■ Provided material
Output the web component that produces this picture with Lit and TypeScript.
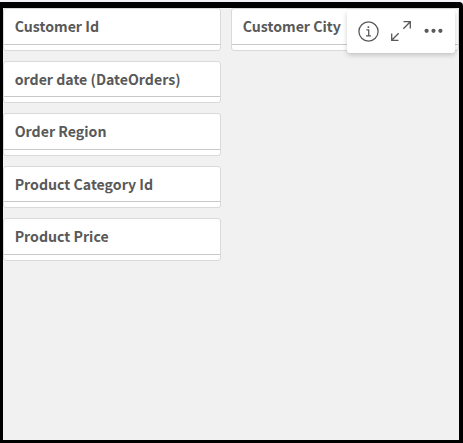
import { LitElement, html, css } from "lit";
import { customElement, property } from "lit/decorators.js";
import { classMap } from "lit/directives/class-map.js";

@customElement("filter-field")
class FilterField extends LitElement {
  @property() label = "";
  @property({ type: Boolean }) compact = false;

  static styles = css`
    :host { display: block; }
    .card {
      box-sizing: border-box;
      height: 43px;
      border: 1px solid #d9d9d9;
      border-radius: 3px;
      background: #fff;
      overflow: hidden;
    }
    .head {
      box-sizing: border-box;
      height: 36px;
      padding: 7px 0 0 10.7px;
      border-bottom: 1px solid #c9c9c9;
      color: #595959;
      font: 700 14.15px/20px "Noto Sans CJK SC", "Open Sans", sans-serif;
      white-space: nowrap;
    }
    .card.compact { height: 42px; }
    .compact .head { height: 35px; }
  `;

  render() {
    return html`<div class=${classMap({ card: true, compact: this.compact })}>
      <div class="head"><span>${this.label}</span></div>
    </div>`;
  }
}

@customElement("app-root")
class AppRoot extends LitElement {
  static styles = css`
    :host {
      display: block;
      box-sizing: border-box;
      height: 443px;
      padding-top: 2px;
      background: #f3f4f7;
    }
    .frame {
      position: relative;
      box-sizing: border-box;
      height: 441px;
      border: solid #000;
      border-width: 6px 4px 3px 3px;
      border-top-right-radius: 4px;
      background: #f1f1f1;
    }
    .columns {
      display: grid;
      grid-template-columns: 218px 228px;
      gap: 10px;
      align-items: start;
    }
    .column { display: grid; gap: 10px; }
    .toolbar {
      position: absolute;
      top: 2px;
      right: 4px;
      box-sizing: border-box;
      width: 108px;
      height: 43px;
      display: flex;
      align-items: center;
      padding: 0 0 1px 11px;
      gap: 11px;
      border-radius: 3px;
      background: #fff;
      box-shadow: 0 2px 5px rgba(0, 0, 0, 0.2);
    }
    svg { display: block; flex: none; fill: none; stroke: #595959; }
    .dots { fill: #595959; stroke: none; }
  `;

  render() {
    const fields = ["Customer Id", "order date (DateOrders)", "Order Region", "Product Category Id", "Product Price"];
    return html`
      <div class="frame">
        <div class="columns">
          <div class="column">
            ${fields.map((f, i) => html`<filter-field .label=${f} .compact=${i % 2 === 1}></filter-field>`)}
          </div>
          <div class="column"><filter-field label="Customer City"></filter-field></div>
        </div>
        <div class="toolbar">
          <svg width="21" height="21" viewBox="0 0 21 21">
            <circle cx="10.5" cy="10.5" r="9.6" stroke-width="1.3" />
            <path d="M8.4 8.9h2.3v5.8M8 14.8h5" stroke-width="1.3" />
            <path d="M9.6 6.1h1.6" stroke-width="1.7" />
          </svg>
          <svg width="22" height="22" viewBox="0 0 22 22" stroke-width="1.3">
            <path d="M13.5 1.7h6.8v6.8M20.3 1.7l-7 7M1.7 13.5v6.8h6.8M1.7 20.3l7-7" />
          </svg>
          <svg class="dots" width="20" height="20" viewBox="0 0 20 20">
            <circle cx="3.6" cy="9.8" r="2.1" /><circle cx="10.5" cy="9.8" r="2.1" /><circle cx="17.4" cy="9.8" r="2.1" />
          </svg>
        </div>
      </div>
    `;
  }
}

■ Written problem
From the first line of the material down to the line containing "compact = false;", inclusive, return each line exactly, skipping any picture.

■ Finished exercise
Output the web component that produces this picture with Lit and TypeScript.
import { LitElement, html, css } from "lit";
import { customElement, property } from "lit/decorators.js";
import { classMap } from "lit/directives/class-map.js";

@customElement("filter-field")
class FilterField extends LitElement {
  @property() label = "";
  @property({ type: Boolean }) compact = false;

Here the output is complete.